REQUEST:
List each line in which the string "index" appears.

SOURCE MATERIAL:
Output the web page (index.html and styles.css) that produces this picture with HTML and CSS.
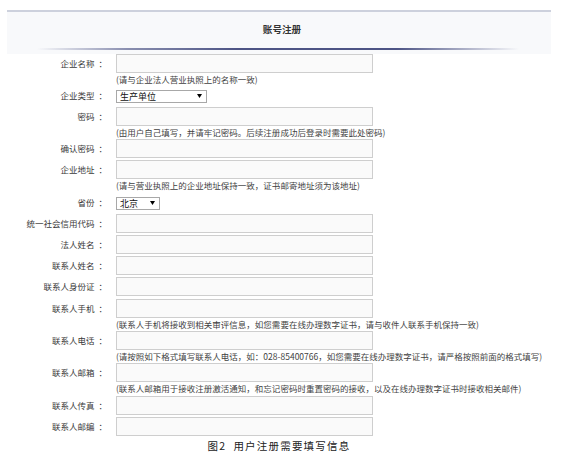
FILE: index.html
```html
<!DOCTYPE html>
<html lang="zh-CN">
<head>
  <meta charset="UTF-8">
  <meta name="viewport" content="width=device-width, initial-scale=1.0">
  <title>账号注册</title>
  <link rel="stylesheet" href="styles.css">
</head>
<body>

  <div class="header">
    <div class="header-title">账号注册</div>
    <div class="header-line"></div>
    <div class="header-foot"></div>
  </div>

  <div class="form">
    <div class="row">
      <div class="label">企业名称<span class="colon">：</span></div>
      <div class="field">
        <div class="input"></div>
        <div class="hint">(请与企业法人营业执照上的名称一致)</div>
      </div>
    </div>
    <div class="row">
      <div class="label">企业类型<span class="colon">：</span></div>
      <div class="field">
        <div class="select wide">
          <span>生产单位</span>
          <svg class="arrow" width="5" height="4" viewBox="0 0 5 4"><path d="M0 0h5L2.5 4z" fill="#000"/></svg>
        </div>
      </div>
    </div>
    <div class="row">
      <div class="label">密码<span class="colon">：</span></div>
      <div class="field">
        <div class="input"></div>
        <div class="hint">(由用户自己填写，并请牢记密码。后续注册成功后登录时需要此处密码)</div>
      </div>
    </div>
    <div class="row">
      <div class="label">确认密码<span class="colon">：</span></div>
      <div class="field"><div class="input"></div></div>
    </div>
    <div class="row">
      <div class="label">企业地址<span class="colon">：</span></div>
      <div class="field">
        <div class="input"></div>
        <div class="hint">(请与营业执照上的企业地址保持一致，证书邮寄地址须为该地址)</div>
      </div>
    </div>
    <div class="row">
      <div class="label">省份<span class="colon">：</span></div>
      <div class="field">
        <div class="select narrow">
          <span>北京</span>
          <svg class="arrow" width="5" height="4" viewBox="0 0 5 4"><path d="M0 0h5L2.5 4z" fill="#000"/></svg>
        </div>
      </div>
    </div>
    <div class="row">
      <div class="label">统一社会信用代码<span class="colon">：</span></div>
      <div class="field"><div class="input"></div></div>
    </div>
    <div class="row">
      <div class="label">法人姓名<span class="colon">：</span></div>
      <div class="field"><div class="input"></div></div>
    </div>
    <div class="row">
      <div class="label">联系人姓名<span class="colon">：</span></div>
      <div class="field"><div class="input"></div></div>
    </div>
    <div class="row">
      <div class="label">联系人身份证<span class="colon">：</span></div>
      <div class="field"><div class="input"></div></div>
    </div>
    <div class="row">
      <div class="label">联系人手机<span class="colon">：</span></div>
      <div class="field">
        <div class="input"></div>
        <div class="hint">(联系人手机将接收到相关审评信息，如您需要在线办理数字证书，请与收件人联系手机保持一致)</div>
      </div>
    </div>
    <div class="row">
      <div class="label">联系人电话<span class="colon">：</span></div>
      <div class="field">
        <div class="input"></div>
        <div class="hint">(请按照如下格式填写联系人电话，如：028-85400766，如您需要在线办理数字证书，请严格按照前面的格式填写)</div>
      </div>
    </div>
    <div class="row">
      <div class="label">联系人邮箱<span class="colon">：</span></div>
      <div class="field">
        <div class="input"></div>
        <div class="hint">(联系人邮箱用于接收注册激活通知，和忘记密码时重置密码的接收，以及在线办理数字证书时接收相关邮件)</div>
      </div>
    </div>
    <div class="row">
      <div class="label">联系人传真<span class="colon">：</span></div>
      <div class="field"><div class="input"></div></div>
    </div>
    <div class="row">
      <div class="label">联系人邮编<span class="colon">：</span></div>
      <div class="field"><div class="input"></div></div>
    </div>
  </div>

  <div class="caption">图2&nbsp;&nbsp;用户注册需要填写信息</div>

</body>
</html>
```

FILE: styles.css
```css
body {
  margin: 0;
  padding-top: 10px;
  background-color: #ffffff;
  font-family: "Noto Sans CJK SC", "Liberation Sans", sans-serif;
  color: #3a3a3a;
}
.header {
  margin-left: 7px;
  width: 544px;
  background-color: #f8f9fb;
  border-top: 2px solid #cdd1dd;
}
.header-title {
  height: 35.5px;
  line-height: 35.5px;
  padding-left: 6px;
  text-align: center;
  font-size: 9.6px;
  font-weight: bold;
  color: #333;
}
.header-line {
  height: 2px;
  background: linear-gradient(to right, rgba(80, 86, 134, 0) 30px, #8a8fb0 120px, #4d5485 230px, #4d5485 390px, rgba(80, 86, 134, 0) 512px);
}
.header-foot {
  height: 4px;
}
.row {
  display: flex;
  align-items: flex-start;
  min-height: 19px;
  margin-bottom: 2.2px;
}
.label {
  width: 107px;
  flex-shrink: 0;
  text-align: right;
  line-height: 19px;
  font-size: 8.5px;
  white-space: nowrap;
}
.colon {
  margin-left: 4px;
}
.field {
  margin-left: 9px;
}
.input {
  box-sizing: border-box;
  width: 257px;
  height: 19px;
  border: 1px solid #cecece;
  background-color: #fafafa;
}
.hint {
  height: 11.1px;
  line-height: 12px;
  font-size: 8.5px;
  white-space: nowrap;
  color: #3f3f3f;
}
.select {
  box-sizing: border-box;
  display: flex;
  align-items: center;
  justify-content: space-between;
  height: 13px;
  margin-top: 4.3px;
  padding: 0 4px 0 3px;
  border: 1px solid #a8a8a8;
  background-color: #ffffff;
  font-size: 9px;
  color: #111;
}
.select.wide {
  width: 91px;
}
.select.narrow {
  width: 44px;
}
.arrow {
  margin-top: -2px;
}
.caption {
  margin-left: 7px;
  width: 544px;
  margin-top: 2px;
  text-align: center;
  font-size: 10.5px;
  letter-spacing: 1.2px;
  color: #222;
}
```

FULL ANSWER:
Output the web page (index.html and styles.css) that produces this picture with HTML and CSS.
FILE: index.html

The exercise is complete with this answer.